Mr. Bernanke concludes with a comparison to the Great Depression. Although he emphasizes that this is certainly not a depression he shows how there are similar problems. Interestingly, he uses an example involving the gold standard and how such a policy can in fact have recessionary tendencies. I can’t be certain that this is a subtle jab at the recent nonsense regarding the revival of the gold standard, but it looks that way to me:

“As currently constituted, the international monetary system has a structural flaw: It lacks a mechanism, market based or otherwise, to induce needed adjustments by surplus countries, which can result in persistent imbalances. This problem is not new. For example, in the somewhat different context of the gold standard in the period prior to the Great Depression, the United States and France ran large current account surpluses, accompanied by large inflows of gold. However, in defiance of the so-called rules of the game of the international gold standard, neither country allowed the higher gold reserves to feed through to their domestic money supplies and price levels, with the result that the real exchange rate in each country remained persistently undervalued. These policies created deflationary pressures in deficit countries that were losing gold, which helped bring on the Great Depression.3 The gold standard was meant to ensure economic and financial stability, but failures of international coordination undermined these very goals.”
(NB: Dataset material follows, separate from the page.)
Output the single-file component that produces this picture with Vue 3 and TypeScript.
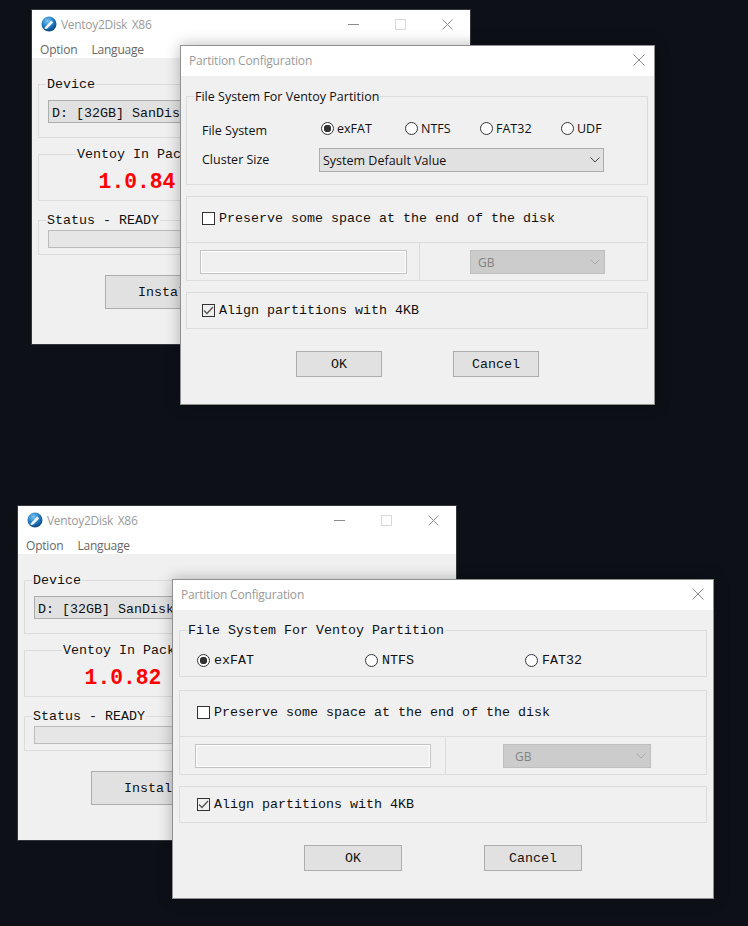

All in all, this is some of Mr. Bernanke’s finest work. It appears to me as though he is displaying a more flexible and open opinion with regards to monetary and fiscal policy. That’s a nice change and a positive development. In addition, he exhibits an unusual understanding for what is occurring on Main Street instead of his persistent focus on Wall Street. Let’s hope he will use his influence to follow thru and rather than consistently helping bankers, help Main Street for once.